In February, and early March, we are seeing a challenge to this main cycle-long thesis that central banks will continue to encourage risk taking in markets. Market inflation expectations (implied by the differential between simple government bonds and their inflation-linked counterparts) have been steadily climbing. Real-time data suggest a pick-up in inflation in the next few months. This is due to higher input costs, a result of broken supply chains, plus an expected jump in consumption as economies reopen. In other words, inflation pressures are on both the demand and the supply side, and that is no accounting for the unavoidable timing effect, as we begin to compare against the beginning of the lockdown at the same time last year. Inflation is mainly showing up on the longer end of yield curves. Thus, long maturity bonds have begun to climb, exacerbating fears that central banks have lost control of the yield curves, and thus their ability to dictate market prices.
We believe that these inflation pressures are transitory and that at current high valuations, it is natural for investors to exaggerate fears and take some risk off the table. And, if we have learned anything in the past few years, is not to fight central banks. Currently, monetary policy makers have signaled that they are willing to tolerate higher inflation insofar as it transitory. Their concerns lie more towards any tepid growth, new Covid variants and the possibility of an early retraction of fiscal accommodation which could hamstring the recovery.
Risks exist that inflation might peak higher than expected or overstay its welcome, but impending unemployment pressures, once fiscal stimulus dissipates, are enough to remove those worries for now.
We have no reason to believe that our underlying assumptions about markets have been changed by the exogenous event of the pandemic. However, we feel that once the pandemic has passed, countries and the banking system must address the decade-old disconnect between the real and the financial economy. Simply put, central banks can make sure there’s little downside risk to the financial economy but can’t do the same for the real economy. Yet, their primary mandates (inflation, unemployment, growth) are very much real-economy concerns. What is sorely needed is innovation. A decade ago, bold central bankers on both sides of the Atlantic utilised largely untested financial tools, including quantitative easing. Political authorities, cognisant of the amount of responsibility and awesome power that rests on the shoulders of central bankers, especially due to their own reluctance to expand fiscally, gradually replaced economists with figures more political, more able to compromise.

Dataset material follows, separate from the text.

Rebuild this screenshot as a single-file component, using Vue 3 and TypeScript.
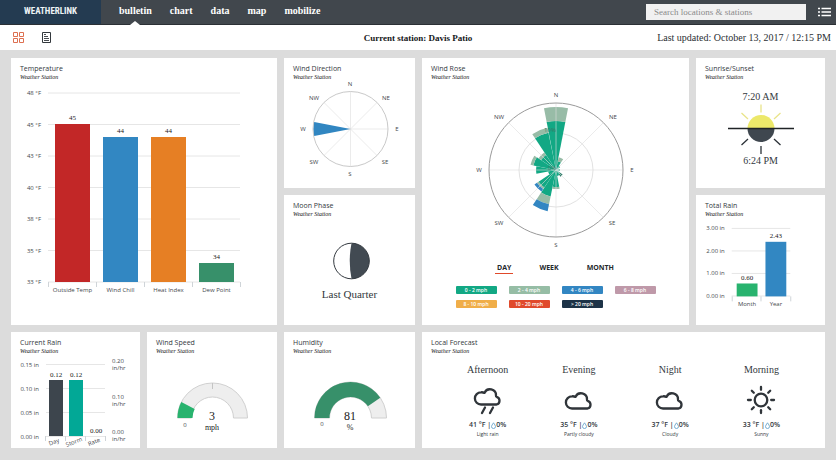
<script setup lang="ts">
import { ref } from 'vue'

interface Bar { label: string; value: string; x: number; y: number; w: number; color: string }
interface Mark { text: string; x: number; y: number }
interface Petal { angle: number; bands: [number, string][] }

const navItems = ['bulletin', 'chart', 'data', 'map', 'mobilize']
const activeNav = ref('bulletin')
const query = ref('')
const periods = ['DAY', 'WEEK', 'MONTH']
const period = ref('DAY')

const polar = (cx: number, cy: number, r: number, deg: number): string => {
  const a = (deg * Math.PI) / 180
  return `${(cx + r * Math.sin(a)).toFixed(2)} ${(cy - r * Math.cos(a)).toFixed(2)}`
}

// Ring segment between two compass bearings
const sector = (cx: number, cy: number, r0: number, r1: number, from: number, to: number): string =>
  `M${polar(cx, cy, r0, from)}L${polar(cx, cy, r1, from)}` +
  `A${r1} ${r1} 0 0 1 ${polar(cx, cy, r1, to)}L${polar(cx, cy, r0, to)}` +
  (r0 > 0 ? `A${r0} ${r0} 0 0 0 ${polar(cx, cy, r0, from)}Z` : 'Z')

const tempTicks = ['48 °F', '45 °F', '43 °F', '40 °F', '38 °F', '35 °F', '33 °F']
const tempBars: Bar[] = [
  { label: 'Outside Temp', value: '45', x: 43, y: 43, w: 35, color: '#c22727' },
  { label: 'Wind Chill', value: '44', x: 91, y: 56, w: 35, color: '#3287c2' },
  { label: 'Heat Index', value: '44', x: 139, y: 56, w: 35, color: '#e67f24' },
  { label: 'Dew Point', value: '34', x: 187, y: 182, w: 35, color: '#37906a' },
]

const totalTicks = ['3.00 in', '2.00 in', '1.00 in', '0.00 in']
const totalBars: Bar[] = [
  { label: 'Month', value: '0.60', x: 41, y: 66, w: 21, color: '#28b36e' },
  { label: 'Year', value: '2.43', x: 70, y: 24, w: 21, color: '#3287c2' },
]

const rainTicks = ['0.15 in', '0.10 in', '0.05 in', '0.00 in']
const rateTicks = ['0.20', '0.10', '0.00']
const rainBars: Bar[] = [
  { label: 'Day', value: '0.12', x: 38, y: 25, w: 14, color: '#3d454d' },
  { label: 'Storm', value: '0.12', x: 58, y: 25, w: 14, color: '#02a896' },
  { label: 'Rate', value: '0.00', x: 78, y: 81, w: 14, color: '#3287c2' },
]

const windMarks: Mark[] = [
  { text: 'N', x: 65, y: 3 }, { text: 'NE', x: 101, y: 17 }, { text: 'E', x: 112, y: 48 }, { text: 'SE', x: 100, y: 81 },
  { text: 'S', x: 65, y: 93 }, { text: 'SW', x: 29, y: 81 }, { text: 'W', x: 18, y: 48 }, { text: 'NW', x: 29, y: 17 },
]
const roseMarks: Mark[] = [
  { text: 'N', x: 133, y: 14 }, { text: 'NE', x: 190, y: 36 }, { text: 'E', x: 209, y: 89 }, { text: 'SE', x: 189, y: 142 },
  { text: 'S', x: 133, y: 164 }, { text: 'SW', x: 76, y: 142 }, { text: 'W', x: 56, y: 89 }, { text: 'NW', x: 76, y: 36 },
]

const calm = '#12a884'
const light = '#98bca7'
const brisk = '#3286c2'
const petals: Petal[] = [
  { angle: 0, bands: [[49, calm], [63, light]] },
  { angle: 22.5, bands: [[9, calm], [13, light]] },
  { angle: 45, bands: [[5, calm]] },
  { angle: 90, bands: [[4, calm]] },
  { angle: 135, bands: [[5, calm], [8, '#2f7f6c']] },
  { angle: 157.5, bands: [[6, calm]] },
  { angle: 180, bands: [[17, calm], [19, light]] },
  { angle: 202.5, bands: [[27, calm], [35, light], [42, brisk]] },
  { angle: 225, bands: [[21, calm], [23, light], [26, brisk]] },
  { angle: 247.5, bands: [[8, calm]] },
  { angle: 270, bands: [[20, calm]] },
  { angle: 292.5, bands: [[23, calm], [26, light]] },
  { angle: 315, bands: [[18, calm], [21, light]] },
  { angle: 337.5, bands: [[38, calm], [43, light]] },
]
const petalPaths = petals.flatMap((p) =>
  p.bands.map(([r, color], i) => ({
    color,
    d: sector(133, 89, i ? p.bands[i - 1][0] : 0, r, p.angle - 11, p.angle + 11),
  })),
)

const legend = [
  { text: '0 - 2 mph', tone: 'teal' }, { text: '2 - 4 mph', tone: 'sage' },
  { text: '4 - 6 mph', tone: 'blue' }, { text: '6 - 8 mph', tone: 'mauve' },
  { text: '8 - 10 mph', tone: 'amber' }, { text: '10 - 20 mph', tone: 'red' },
  { text: '> 20 mph', tone: 'navy' },
]

const forecast = [
  { name: 'Afternoon', icon: 'rain', temp: '41 °F', rain: '0%', text: 'Light rain' },
  { name: 'Evening', icon: 'cloud', temp: '35 °F', rain: '0%', text: 'Partly cloudy' },
  { name: 'Night', icon: 'cloud', temp: '37 °F', rain: '0%', text: 'Cloudy' },
  { name: 'Morning', icon: 'sun', temp: '33 °F', rain: '0%', text: 'Sunny' },
]
const rays = [0, 45, 90, 135, 180, 225, 270, 315]
</script>

<template>
  <div class="page">
    <header class="topbar">
      <a class="logo" href="#">WEATHERLINK</a>
      <nav class="nav">
        <a
          v-for="item in navItems"
          :key="item"
          href="#"
          :class="{ active: item === activeNav }"
          @click.prevent="activeNav = item"
        >{{ item }}</a>
      </nav>
      <input v-model="query" class="search" type="search" placeholder="Search locations &amp; stations" aria-label="Search locations and stations">
      <button class="icon-btn menu" type="button" aria-label="Menu">
        <svg width="13" height="10" viewBox="0 0 13 10" fill="none" stroke="#fff">
          <path d="M0 1.5h2M0 5h2M0 8.5h2" stroke-width="1.6" />
          <path d="M3.5 1.5H13M3.5 5H13M3.5 8.5H13" stroke-width="1.3" />
        </svg>
      </button>
    </header>

    <div class="subbar">
      <div class="views">
        <button class="icon-btn" type="button" aria-label="Grid view">
          <svg width="11" height="11" viewBox="0 0 11 11" fill="none" stroke="#dd6f50">
            <path d="M.5 .5h4v4h-4zM6.500 .5h4v4h-4zM.5 6.500h4v4h-4zM6.500 6.500h4v4h-4z" />
          </svg>
        </button>
        <button class="icon-btn" type="button" aria-label="Report view">
          <svg width="9" height="11" viewBox="0 0 9 11" fill="none" stroke="#33383d">
            <path d="M.5 .5h8v10h-8z" />
            <path d="M2 2.500h2M2 4.500h4M2 6.500h5M2 8.500h5" stroke-width=".9" />
          </svg>
        </button>
      </div>
      <h1>Current station: Davis Patio</h1>
      <p class="updated">Last updated: October 13, 2017 / 12:15 PM</p>
    </div>

    <main class="board">
      <section class="card big">
        <h2>Temperature</h2>
        <p class="sub">Weather Station</p>
        <svg class="chart" width="265" height="215" viewBox="0 0 265 215">
          <g v-for="(t, i) in tempTicks" :key="t">
            <line class="rule" x1="36" x2="228" :y1="12 + 31.5 * i" :y2="12 + 31.5 * i" />
            <text class="axis end" x="29" :y="12 + 31.5 * i">{{ t }}</text>
          </g>
          <path class="tick" d="M36.500 201v5M84.500 201v5M132.500 201v5M180.500 201v5M228.500 201v5" />
          <g v-for="b in tempBars" :key="b.label">
            <rect :x="b.x" :y="b.y" :width="b.w" :height="201 - b.y" :fill="b.color" />
            <text class="value" :x="b.x + b.w / 2" :y="b.y - 6">{{ b.value }}</text>
            <text class="axis" :x="b.x + b.w / 2" y="209">{{ b.label }}</text>
          </g>
        </svg>
      </section>

      <section class="card">
        <h2>Wind Direction</h2>
        <p class="sub">Weather Station</p>
        <svg class="chart" width="130" height="100" viewBox="0 0 130 100">
          <path class="spoke" d="M65.500 10.500v75M28 48h75M39 21.500l53 53M92 21.500l-53 53" />
          <circle class="ring" cx="65.500" cy="48" r="37.500" />
          <path :d="sector(65.5, 48, 0, 37, 259, 281)" fill="#3186c1" />
          <text v-for="m in windMarks" :key="m.text" class="axis" :x="m.x" :y="m.y">{{ m.text }}</text>
        </svg>
      </section>

      <section class="card big">
        <h2>Wind Rose</h2>
        <p class="sub">Weather Station</p>
        <svg class="chart" width="266" height="172" viewBox="0 0 266 172">
          <circle class="ring inner" cx="133" cy="89" r="37" />
          <path v-for="(p, i) in petalPaths" :key="i" :d="p.d" :fill="p.color" />
          <path class="spoke" d="M133 22v134M66 89h134M85.600 41.600l94.800 94.800M180.400 41.600l-94.800 94.800" />
          <circle class="ring outer" cx="133" cy="89" r="67" />
          <text class="axis faint" x="127" y="49">10%</text>
          <text class="axis faint" x="129" y="87">0%</text>
          <text v-for="m in roseMarks" :key="m.text" class="axis" :x="m.x" :y="m.y">{{ m.text }}</text>
        </svg>
        <div class="tabs">
          <button
            v-for="p in periods"
            :key="p"
            type="button"
            :class="{ active: p === period }"
            @click="period = p"
          >{{ p }}</button>
        </div>
        <ul class="legend">
          <li v-for="l in legend" :key="l.text" :class="l.tone">{{ l.text }}</li>
        </ul>
      </section>

      <section class="card">
        <h2>Sunrise/Sunset</h2>
        <p class="sub">Weather Station</p>
        <div class="sun">
          <p class="reading">7:20 AM</p>
          <svg class="chart" width="66" height="50" viewBox="0 0 66 50" fill="none">
            <path d="M19.500 24.500a13.500 13.500 0 0 1 27 0z" fill="#ece86a" />
            <path d="M19.500 24.500a13.500 13.500 0 0 0 27 0z" fill="#3f474f" />
            <path d="M33 0.500v8M13.500 9l6.500 6M52.500 9l-6.500 6" stroke="#e9e48a" stroke-width="1.300" />
            <path d="M33 42v8M13.500 41l6.500-6M52.500 41l-6.500-6" stroke="#2c3238" stroke-width="1.300" />
            <path d="M0 24.500h66" stroke="#1f2326" stroke-width="1.300" />
          </svg>
          <p class="reading">6:24 PM</p>
        </div>
      </section>

      <section class="card">
        <h2>Moon Phase</h2>
        <p class="sub">Weather Station</p>
        <svg class="chart" width="130" height="69" viewBox="0 0 130 69">
          <circle cx="66.500" cy="43" r="17.800" fill="#fff" />
          <path d="M66.500 25.200a17.800 17.800 0 0 1 0 35.600q-3.500-17.800 0-35.600z" fill="#424a52" />
          <circle cx="66.500" cy="43" r="17.800" fill="none" stroke="#33393f" />
        </svg>
        <p class="reading large">Last Quarter</p>
      </section>

      <section class="card">
        <h2>Total Rain</h2>
        <p class="sub">Weather Station</p>
        <svg class="chart" width="130" height="94" viewBox="0 0 130 94">
          <g v-for="(t, i) in totalTicks" :key="t">
            <line class="rule" x1="36" x2="95" :y1="10.5 + 22.7 * i" :y2="10.5 + 22.7 * i" />
            <text class="axis end" x="29" :y="10.5 + 22.7 * i">{{ t }}</text>
          </g>
          <path class="tick" d="M36.500 79v5M65.500 79v5M95.500 79v5" />
          <g v-for="b in totalBars" :key="b.label">
            <rect :x="b.x" :y="b.y" :width="b.w" :height="79 - b.y" :fill="b.color" />
            <text class="value" :x="b.x + b.w / 2" :y="b.y - 6">{{ b.value }}</text>
            <text class="axis" :x="b.x + b.w / 2" y="87">{{ b.label }}</text>
          </g>
        </svg>
      </section>

      <section class="card">
        <h2>Current Rain</h2>
        <p class="sub">Weather Station</p>
        <svg class="chart" width="129" height="93" viewBox="0 0 129 93">
          <g v-for="(t, i) in rainTicks" :key="t">
            <line class="rule" x1="35" x2="94" :y1="9.5 + 24 * i" :y2="9.5 + 24 * i" />
            <text class="axis end" x="28" :y="9.5 + 24 * i">{{ t }}</text>
          </g>
          <g v-for="(t, i) in rateTicks" :key="t">
            <text class="axis start" x="101" :y="6 + 35.5 * i">{{ t }}</text>
            <text class="axis start" x="101" :y="13 + 35.5 * i">in/hr</text>
          </g>
          <path class="tick" d="M34.500 81v5M54.500 81v5M74.500 81v5M94.500 81v5" />
          <g v-for="b in rainBars" :key="b.label">
            <rect :x="b.x" :y="b.y" :width="b.w" :height="81 - b.y" :fill="b.color" />
            <text class="value" :x="b.x + b.w / 2" :y="b.y - 5">{{ b.value }}</text>
            <text class="axis" :x="b.x + b.w / 2 - 2" y="87" :transform="`rotate(-22 ${b.x + b.w / 2 - 2} 87)`">{{ b.label }}</text>
          </g>
        </svg>
      </section>

      <section class="card">
        <h2>Wind Speed</h2>
        <p class="sub">Weather Station</p>
        <svg class="chart" width="129" height="86" viewBox="0 0 129 86">
          <path class="track" :d="sector(64.5, 63, 21, 35, -90, 90)" />
          <path d="M64.500 28v6" stroke="#c4c4c4" />
          <path :d="sector(64.5, 63, 20, 35, -90, -63)" fill="#28b36e" />
          <text class="axis" x="37" y="70">0</text>
          <text class="value number" x="64" y="61">3</text>
          <text class="value unit" x="64" y="72">mph</text>
        </svg>
      </section>

      <section class="card">
        <h2>Humidity</h2>
        <p class="sub">Weather Station</p>
        <svg class="chart" width="130" height="86" viewBox="0 0 130 86">
          <path class="track" :d="sector(65.5, 63, 21, 36, -90, 90)" />
          <path :d="sector(65.5, 63, 21, 36, -90, 55.8)" fill="#37906a" />
          <text class="axis" x="37" y="69">0</text>
          <text class="value number" x="65" y="61">81</text>
          <text class="value unit" x="65" y="72">%</text>
        </svg>
      </section>

      <section class="card wide">
        <h2>Local Forecast</h2>
        <p class="sub">Weather Station</p>
        <ul class="forecast">
          <li v-for="f in forecast" :key="f.name">
            <h3>{{ f.name }}</h3>
            <svg width="30" height="30" viewBox="0 0 30 30" fill="none" stroke="#30353a" stroke-width="2.3" stroke-linecap="round" stroke-linejoin="round">
              <template v-if="f.icon === 'sun'">
                <circle cx="15" cy="15" r="6.300" />
                <path v-for="r in rays" :key="r" d="M15 2v2.800" :transform="`rotate(${r} 15 15)`" />
              </template>
              <path
                v-else
                :transform="f.icon === 'rain' ? 'translate(0 -4)' : ''"
                d="M8 23.500a6 6 0 0 1 0-12.200q2-.2 3.500.6a6 6 0 0 1 11.500 2.600q-.1 1 .6 1.300a4 4 0 0 1 0 7.700z"
              />
              <path v-if="f.icon === 'rain'" d="M12 22.500l-3 5.500M20 22.500l-3 5.500" />
            </svg>
            <p class="temp">
              {{ f.temp }} |<svg width="5" height="7" viewBox="0 0 5 7" fill="none" stroke="#5b9cc6" stroke-width=".8"><path d="M2.500 .8Q4.500 3.400 4.500 4.600a2 1.900 0 0 1-4 0Q.5 3.400 2.500 .8z" /></svg>{{ f.rain }}
            </p>
            <p class="text">{{ f.text }}</p>
          </li>
        </ul>
      </section>
    </main>
  </div>
</template>

<style>
html { background: #dcdcdc; }
body { margin: 0; }
</style>

<style scoped>
.page {
  font-family: "Open Sans", "Noto Sans", sans-serif;
  color: #33383d;
}
h1, h2, h3, p, ul { margin: 0; padding: 0; list-style: none; }
button { padding: 0; border: 0; background: none; font: inherit; color: inherit; cursor: pointer; }
.icon-btn svg { display: block; }

.topbar {
  display: flex;
  align-items: center;
  height: 25px;
  box-sizing: border-box;
  padding-right: 5px;
  background: #41474d;
  border-bottom: 1px solid #2b3035;
}
.logo {
  flex: 0 0 101px;
  align-self: stretch;
  background: #243b51;
  color: #eef2f5;
  font: bold 9px/22px "Liberation Sans Narrow", "Roboto Condensed", "Liberation Sans", sans-serif;
  text-align: center;
  text-decoration: none;
}
.nav {
  display: flex;
  gap: 18px;
  align-self: stretch;
  flex: 1;
  padding-left: 18px;
}
.nav a {
  position: relative;
  color: #fff;
  font: bold 10px/22px "Liberation Serif", serif;
  text-decoration: none;
}
.nav a.active::after {
  content: "";
  position: absolute;
  left: 50%;
  bottom: -1px;
  margin-left: -5px;
  border: 5px solid transparent;
  border-top: 0;
  border-bottom: 4px solid #fff;
}
.search {
  width: 160px;
  height: 16px;
  box-sizing: border-box;
  padding: 0 8px;
  border: 0;
  border-radius: 0;
  background: #f1f1f1;
  font: 9px/16px "Liberation Serif", serif;
  color: #333;
  appearance: none;
}
.search::placeholder { color: #8a8a8a; opacity: 1; }
.menu { margin-left: 12px; }

.subbar {
  display: grid;
  grid-template-columns: 1fr auto 1fr;
  align-items: center;
  height: 25px;
  padding: 0 5px;
  background: #fff;
}
.views { display: flex; gap: 18px; padding-left: 8px; }
.subbar h1 { font: bold 9px/12px "Liberation Serif", serif; color: #16181a; }
.updated { font: 10px/12px "Liberation Serif", serif; color: #2b2f33; text-align: right; }

.board {
  display: grid;
  grid-template-columns: 129fr 130fr 131fr 130fr 130fr 129fr;
  grid-template-rows: minmax(130px, auto) minmax(130px, auto) minmax(116px, auto);
  gap: 7px;
  padding: 8px 11px 12px;
}
.card {
  min-width: 0;
  background: #fff;
}
.card.big { grid-row: span 2; grid-column: span 2; }
.card.wide { grid-column: span 3; }
.card h2 {
  padding: 6px 9px 0;
  font-size: 7px;
  line-height: 9px;
  font-weight: 400;
}
.card .sub {
  padding: 0 9px;
  font: italic 6px/8px "Liberation Serif", serif;
  color: #111;
}
.chart {
  display: block;
  max-width: 100%;
  height: auto;
  margin: 0 auto;
}
.axis {
  font-size: 6px;
  fill: #44484c;
  text-anchor: middle;
  dominant-baseline: central;
}
.axis.end { text-anchor: end; }
.axis.start { text-anchor: start; }
.axis.faint { fill: #3f7564; }
.value {
  font: 7px "Liberation Serif", serif;
  fill: #222;
  text-anchor: middle;
  dominant-baseline: central;
}
.value.number { font-size: 12px; }
.value.unit { font-size: 8px; }
.rule { stroke: #e6e6e6; }
.tick { stroke: #cfd4d8; }
.spoke { stroke: #dedede; stroke-opacity: 0.6; fill: none; }
.ring { fill: none; stroke: #c9c9c9; }
.ring.inner { stroke: #e2e2e2; }
.ring.outer { stroke: #9a9a9a; }
.track { fill: #eee; stroke: #d0d0d0; }

.tabs {
  display: flex;
  justify-content: center;
  gap: 24px;
  padding-top: 10px;
}
.tabs button {
  padding: 0 2px;
  border-bottom: 1px solid transparent;
  font-size: 7px;
  line-height: 10px;
  font-weight: 700;
  color: #24282c;
}
.tabs button.active { border-bottom: 1px solid #e0492a; }
.legend {
  display: grid;
  grid-template-columns: repeat(4, 41px);
  justify-content: center;
  gap: 6px 12px;
  padding-top: 12px;
}
.legend li {
  border-radius: 1px;
  color: #fff;
  font-size: 5px;
  line-height: 8px;
  font-weight: 600;
  text-align: center;
}
.teal { background: #12a884; }
.sage { background: #96bda5; }
.blue { background: #3286c2; }
.mauve { background: #bf99a9; }
.amber { background: #f0ae49; }
.red { background: #e04a2c; }
.navy { background: #1d3347; }

.reading {
  font: 10px/14px "Liberation Serif", serif;
  text-align: center;
}
.reading.large { font-size: 11px; }
.sun { padding-top: 9px; }

.forecast {
  display: grid;
  grid-template-columns: repeat(4, 1fr);
  padding: 8px 18px 0 20px;
}
.forecast li {
  display: flex;
  flex-direction: column;
  align-items: center;
}
.forecast h3 { font: 10px/14px "Liberation Serif", serif; }
.forecast li > svg { display: block; margin: 8px 0 5px; }
.temp {
  display: flex;
  align-items: center;
  font-size: 7px;
  line-height: 10px;
  font-weight: 600;
  white-space: pre;
}
.text { font-size: 5px; line-height: 9px; }
</style>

As a result, central bankers are not surprising governments anymore (no more impromptu “whatever it takes” speeches) but are also not daring enough to adjust policy tools to address secular stagnation, flat yield curves and growth challenges in a post-pandemic world. The strongest possible catalyst for a breakout in risk assets from their current levels and the return of trust in the real economy, would be signs of daring new policy ideas from central banks.